Ist jedoch die mehr als theoretische Möglichkeit eines Rechtsirrtums gegeben, liegt keine offenbare Unrichtigkeit vor. Auch eine aus rechtlichen oder tatsächlichen Gründen erforderliche, vom Sachbearbeiter - ggf. unter Verletzung der Amtsermittlungspflicht - jedoch unterlassene Sachverhaltsermittlung ist kein mechanisches Versehen. Ob ein mechanisches Versehen oder ein die Berichtigung nach § 129 AO ausschließender Tatsachen- oder Rechtsirrtum vorliegt, ist jeweils nach den Verhältnissen des Einzelfalls zu beurteilen.

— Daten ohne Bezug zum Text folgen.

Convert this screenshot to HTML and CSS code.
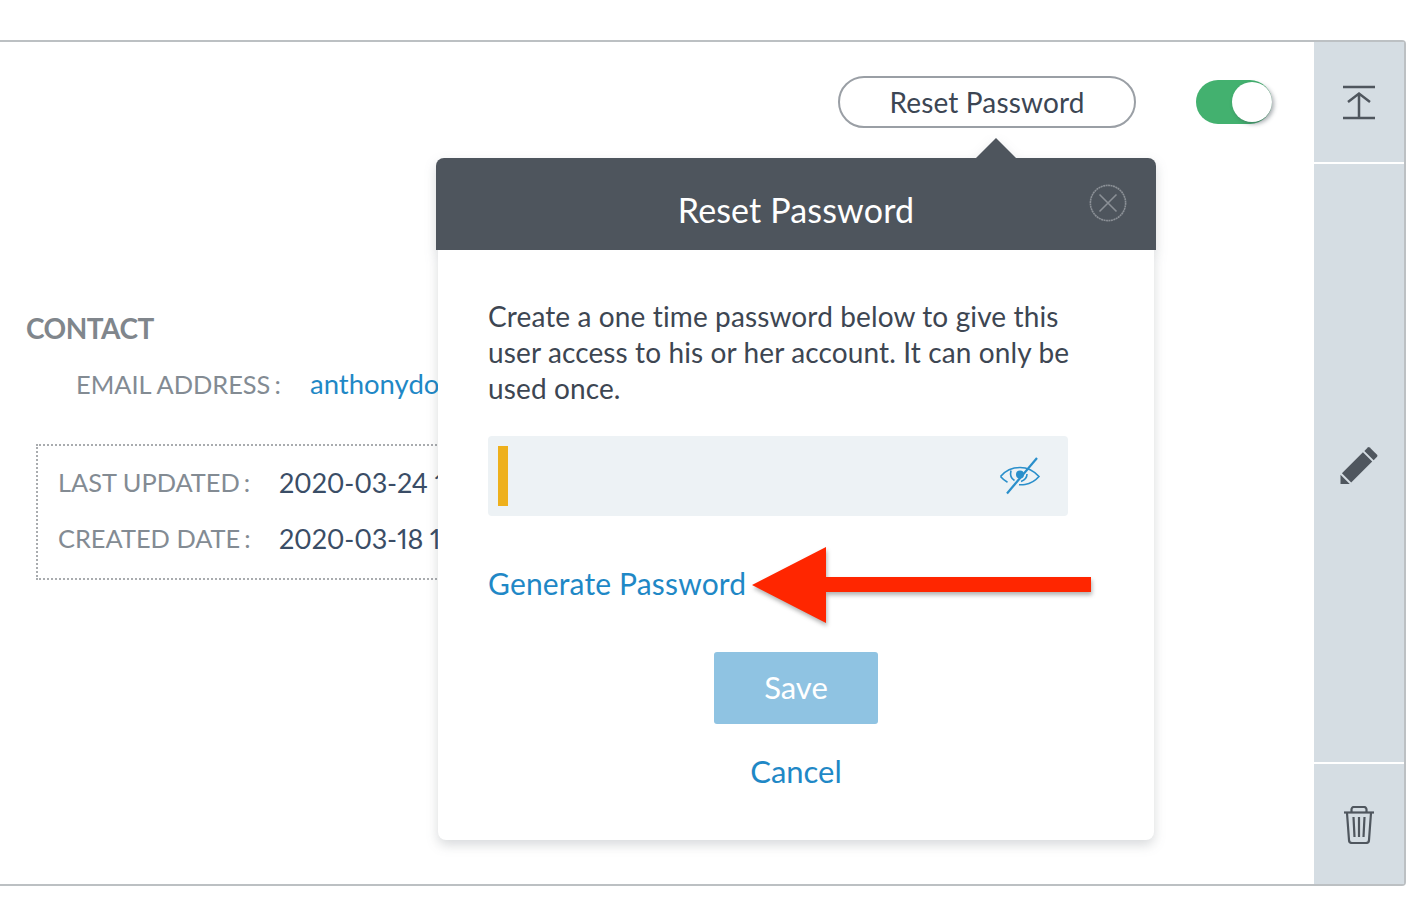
FILE: index.html
```html
<!DOCTYPE html>
<html lang="en">
<head>
<meta charset="utf-8">
<title>Reset Password</title>
<link rel="stylesheet" href="styles.css">
</head>
<body>
<div class="card">
  <main class="main">
    <div class="toolbar">
      <button class="pill">Reset Password</button>
      <div class="toggle"><span class="knob"></span></div>
    </div>
    <section class="contact">
      <h2 class="contact-title">CONTACT</h2>
      <div class="email-row"><span class="label">EMAIL ADDRESS<span class="colon">:</span></span><a class="email-link">anthonydo</a></div>
      <div class="meta">
        <div class="meta-row"><span class="label meta-label">LAST UPDATED<span class="colon">:</span></span><span class="meta-value">2020-03-24 1</span></div>
        <div class="meta-row"><span class="label meta-label">CREATED DATE<span class="colon">:</span></span><span class="meta-value">2020-03-18 1</span></div>
      </div>
    </section>

    <div class="popover">
      <span class="caret"></span>
      <header class="pop-head">
        <h1 class="pop-title">Reset Password</h1>
        <svg class="pop-close" viewBox="0 0 38 38" width="38" height="38" fill="none" stroke="#8b9096" stroke-width="1.6"><circle cx="19" cy="19" r="17.6" stroke-dasharray="2 .5"/><path d="M10.5 10.5l17 17M27.5 10.5l-17 17"/></svg>
      </header>
      <div class="pop-body">
        <p class="pop-text">Create a one time password below to give this user access to his or her account. It can only be used once.</p>
        <div class="pw-field">
          <span class="pw-cursor"></span>
          <svg class="pw-eye" viewBox="0 0 42 40" width="42" height="40" fill="none" stroke="#2a8fcb" stroke-width="1.6"><path d="M1.5 20.5C6 15 13 11.500 21 11.500c7 0 14 3.500 19 9-3.500 4-8 7-14 8-2 .3-4 .4-6 .2"/><path d="M1.500 20.500c2 2.300 4.300 4.300 7 5.800"/><path d="M12 14.500c-1 4 0 8 3.500 10"/><path d="M28 18c0 3-2 6-6 7.500"/><circle cx="21" cy="18.500" r="4" fill="#2a8fcb" stroke="none"/><path d="M8 37.500L38 2" stroke-width="2.200"/></svg>
        </div>
        <a class="gen-link">Generate Password</a>
        <button class="save">Save</button>
        <a class="cancel">Cancel</a>
      </div>
    </div>

    <svg class="annot" viewBox="0 0 344 84" width="344" height="84"><path d="M0 38L74 0V30H339V45H74V76Z" fill="#ff2600"/></svg>
  </main>

  <aside class="rail">
    <div class="rail-cell rail-top">
      <svg viewBox="0 0 34 36" width="34" height="36" fill="none" stroke="#4f565e" stroke-width="2.500"><path d="M1 3h32M1 34h32M17 34V10M6 18L17 9.500 28 18"/></svg>
    </div>
    <div class="rail-cell rail-mid">
      <svg viewBox="0 0 40 40" width="39" height="39" fill="#4f565e"><path d="M30.500 1.500l7.500 7.500a1.500 1.500 0 0 1 0 2l-3.500 3.500-9.500-9.500 3.500-3.500a1.500 1.500 0 0 1 2 0z"/><path d="M23.500 6.500l9.500 9.500L11.500 37.500 2 28z"/><path d="M.5 29.500l9.500 9.500L.5 39z"/></svg>
    </div>
    <div class="rail-cell rail-bot">
      <svg viewBox="0 0 32 38" width="32" height="38" fill="none" stroke="#4f565e" stroke-width="2.200"><path d="M1 6.500h30"/><path d="M8.500 6V3.500a2.500 2.500 0 0 1 2.500-2.500h10a2.500 2.500 0 0 1 2.500 2.500V6"/><path d="M4 7l2 27a3 3 0 0 0 3 3h14a3 3 0 0 0 3-3l2-27"/><path d="M10.500 11l1 20M16 11v20M21.500 11l-1 20"/></svg>
    </div>
  </aside>
</div>
</body>
</html>
```
FILE: styles.css
```css
* { box-sizing: border-box; }
html, body { margin: 0; height: 100%; background: #fff; }
body { font-family: Lato, "Open Sans", sans-serif; color: #3a4a5e; padding-top: 40px; overflow: hidden; font-variant-numeric: proportional-nums; }
.card { width: 1406px; height: 846px; display: flex; border: 2px solid #bcc0c3; border-left: 0; border-radius: 0 4px 4px 0; }
.main { flex: 1; position: relative; overflow: hidden; }
.toolbar { display: flex; justify-content: flex-end; align-items: center; height: 86px; padding: 34px 40px 0 0; gap: 60px; }
.pill { width: 298px; height: 52px; border: 2px solid #9a9fa5; border-radius: 26px; background: #fff; font: 28px Lato, sans-serif; letter-spacing: .15px; color: #3c4654; padding: 0; }
.toggle { background: #43b16f; border-radius: 22px; width: 76px; height: 44px; margin-right: 2px; position: relative; }
.knob { position: absolute; right: 0; top: 2px; width: 40px; height: 40px; border-radius: 50%; background: #fff; box-shadow: 2px 2px 4px rgba(60,70,80,.45); }
.contact { padding: 183px 0 0 26px; }
.contact-title { margin: 0; font-size: 28px; line-height: 34px; font-weight: 700; color: #80868c; letter-spacing: -.5px; }
.email-row { display: flex; margin: 21px 0 0 50px; font-size: 25.400px; line-height: 36px; white-space: nowrap; }
.label { color: #838b93; display: inline-block; }
.colon { margin-left: 4px; }
.email-row .label { width: 234px; }
.email-link { color: #1f88c6; font-size: 27.500px; }
.meta { margin: 42px 0 0 10px; width: 1000px; height: 136px; border: 2px dotted #a9acaf; padding: 8px 0 0 20px; }
.meta-row { display: flex; height: 56px; align-items: center; font-size: 25.400px; white-space: nowrap; }
.meta-label { width: 221px; }
.meta-value { color: #3a4d66; font-size: 27px; letter-spacing: -.2px; }
.popover { position: absolute; left: 436px; top: 116px; width: 720px; filter: drop-shadow(0 5px 6px rgba(60,70,80,.2)); }
.caret { position: absolute; left: 540px; top: -20px; width: 0; height: 0; border: 20px solid transparent; border-top: 0; border-bottom-color: #4e555d; }
.pop-head { height: 92px; background: #4e555d; border-radius: 8px 8px 0 0; display: flex; align-items: center; justify-content: center; position: relative; padding-top: 10px; }
.pop-title { margin: 0; font-size: 34px; font-weight: 400; letter-spacing: .15px; color: #fff; }
.pop-close { position: absolute; right: 29px; top: 26px; }
.pop-body { margin: 0 2px; height: 590px; background: #fff; border-radius: 0 0 8px 8px; padding: 48px 50px 0; display: flex; flex-direction: column; align-items: flex-start; }
.pop-text { margin: 0; width: 600px; font-size: 28px; line-height: 36px; letter-spacing: .12px; color: #3d4652; }
.pw-field { margin-top: 30px; width: 580px; height: 80px; background: #edf2f5; border-radius: 4px; display: flex; align-items: center; justify-content: space-between; padding: 0 27px 0 10px; }
.pw-cursor { width: 10px; height: 60px; background: #eeb01c; }
.gen-link { margin-top: 48px; font-size: 30px; line-height: 38px; letter-spacing: .15px; color: #1f88c6; }
.save { align-self: center; margin-top: 50px; width: 164px; height: 72px; border: 0; border-radius: 3px; background: #8fc3e2; color: #fff; font: 31px Lato, sans-serif; padding: 0 0 2px; }
.cancel { align-self: center; margin-top: 27px; font-size: 31px; line-height: 40px; color: #1f88c6; }
.annot { position: absolute; left: 752px; top: 505px; filter: drop-shadow(1px 3px 2px rgba(60,60,60,.4)); }
.rail { width: 90px; display: flex; flex-direction: column; background: #d5dde3; }
.rail-cell { display: flex; align-items: center; justify-content: center; }
.rail-top { height: 122px; border-bottom: 2px solid #fff; }
.rail-mid { flex: 1; border-bottom: 2px solid #fff; padding-top: 4px; }
.rail-bot { height: 120px; padding-top: 2px; }
```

Vorliegend handelt es sich bei der Übernahme der fehlerhaft übertragenen Lohnsteuerdaten weder um einen Schreibfehler, Rechenfehler noch um einen ähnlich offenbaren Fehler. Dem Sachbearbeiter des Finanzamts wurden bei der Bearbeitung der Steuererklärung der Antragsteller sowohl die Daten des Arbeitgebers als auch die des Steuerpflichtigen zur Kenntnis gebracht und sogar ein ausdrücklicher Hinweis auf deren Divergenz angezeigt. Es bestand damit unzweifelhaft ein Grund für den Bearbeiter, die fehlende Stimmigkeit der Daten zu überprüfen.

Der Auffassung des FG Münster (Urteil v. 24.2.2011, 11 K 4239/07 E), wonach in einem entsprechenden Fall für eine Überprüfung der Divergenz kein Anlass bestanden hätte und somit eine Änderung nach § 129 AO möglich gewesen sei, folgt der erkennende Senat nicht.